Ralf Dünow: Nein, das System lässt sich nicht umgehen. Um den Schadenverlauf – also die schadenfreien Jahre – bei einem Wechsel übernehmen zu können, nennt man im Antrag den früheren Versicherer. Dann erfolgt ein Datenaustausch zwischen den Versicherern, bei dem mitgeteilt wird, wie der Vertrag bisher verlaufen ist und welche Schäden zuletzt angefallen sind. Auf dieser Basis erfolgt dann die Einstufung beim neuen Versicherer. Wichtig: Bei diesem Datenaustausch werden Sondereinstufungen nicht berücksichtigt. Man sollte vorher prüfen, welche SF-Klasse an den neuen Versicherer bestätigt wird und bei Bedarf rechtzeitig das Gespräch mit dem neuen Versicherer suchen.
Ich hatte jahrelang einen Dienstwagen. Kann ich die unfallfreien Jahre auch privat nutzen, um in eine günstigere SF-Klasse zu kommen?
Thomas Jäckel: Nur wenn ein konkreter Schadenverlauf vorhanden ist, der Ihnen zugeordnet werden kann, ist es möglich diesen auf Sie zu übertragen. Ihr Arbeitgeber muss dazu auf diese schadenfreien Jahre verzichten. Das macht nicht jeder. Außerdem gibt es in vielen Unternehmen spezielle Kfz-Versicherungen für die Absicherung der Flotten.
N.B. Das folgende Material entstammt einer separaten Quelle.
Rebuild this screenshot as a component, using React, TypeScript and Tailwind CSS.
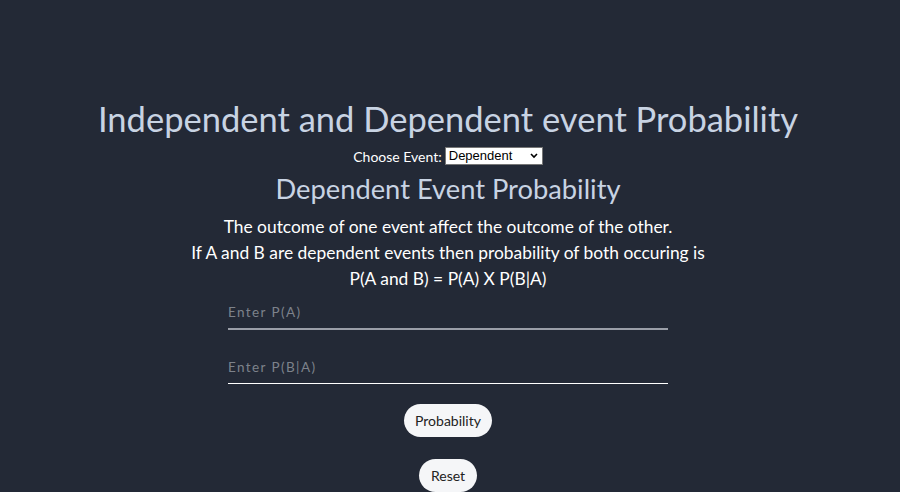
import React from "react";

export default function App() {
  const font = { fontFamily: "Lato, 'Open Sans', sans-serif" };
  return (
    <div className="min-h-[492px] w-full bg-[#232936] flex flex-col items-center pt-[97px] pr-[4px]" style={font}>
      <h1 className="text-[34.5px] leading-[44px] text-[#c8d3e3] font-normal">Independent and Dependent event Probability</h1>
      <div className="flex items-center gap-[3px] mt-[5px] h-[20px]">
        <span className="text-[14px] text-white">Choose Event:</span>
        <div className="relative w-[98px] h-[18px] bg-white border border-[#767676] flex items-center pl-[3px]">
          <span className="text-[13px] text-black" style={{ fontFamily: "Arial, 'Liberation Sans', sans-serif" }}>Dependent</span>
          <svg className="absolute right-[4px] top-[5px]" width="8" height="6" viewBox="0 0 8 6">
            <path d="M1 1 L4 4 L7 1" stroke="black" strokeWidth="1.6" fill="none" />
          </svg>
        </div>
      </div>
      <h2 className="text-[27.3px] leading-[34px] text-[#c8d3e3] mt-[6px]">Dependent Event Probability</h2>
      <div className="mt-[8px] flex flex-col items-center text-white text-[17.4px] leading-[26px]">
        <p>The outcome of one event affect the outcome of the other.</p>
        <p>If A and B are dependent events then probability of both occuring is</p>
        <p>P(A and B) = P(A) X P(B|A)</p>
      </div>
      <div className="w-[440px] mt-[8px] h-[30px] border-b-2 border-[#9a9ea8] flex items-end pb-[6px]">
        <span className="text-[13.5px] text-[#7d828b] tracking-[1.4px]">Enter P(A)</span>
      </div>
      <div className="w-[440px] mt-[24px] h-[30px] border-b border-white flex items-end pb-[6px]">
        <span className="text-[13.5px] text-[#7d828b] tracking-[1.4px]">Enter P(B|A)</span>
      </div>
      <button className="mt-[20px] w-[88px] h-[33px] rounded-full bg-[#f5f6f8] text-[14px] text-[#222]">Probability</button>
      <button className="mt-[22px] w-[58px] h-[33px] rounded-full bg-[#f5f6f8] text-[14px] text-[#222]">Reset</button>
    </div>
  );
}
Auch dann gibt es diese Möglichkeit nicht. Ich empfehle Ihnen in diesem Fall, sich an Ihren Versicherungsvermittler zu wenden und sich beraten zu lassen. Manchmal sind günstigere Einstufungen möglich, zum Beispiel aus alten Kfz-Versicherungen, die man vor dem Dienstwagen hatte.
Ich bin über 70 Jahre alt und benötige gesundheitsbedingt ein rollstuhlgerechtes Auto. Worauf sollte ich bei der Versicherung achten?
Norbert Roemers: Das Fahrzeug kann auf Sie als Halter angemeldet werden, Versicherungsnehmer sollte allerdings nach Möglichkeit eine jüngere Person sein, wenn Sie das Auto nicht selbst fahren. Der Grund: Viele Gesellschaften verlangen ab einem Alter von 70 Jahren eine deutlich höhere Prämie – unabhängig von Ihrem Schadenfreiheitsrabatt. Achten Sie übrigens auch darauf, dass die eingebaute Sonderausstattung mitversichert ist.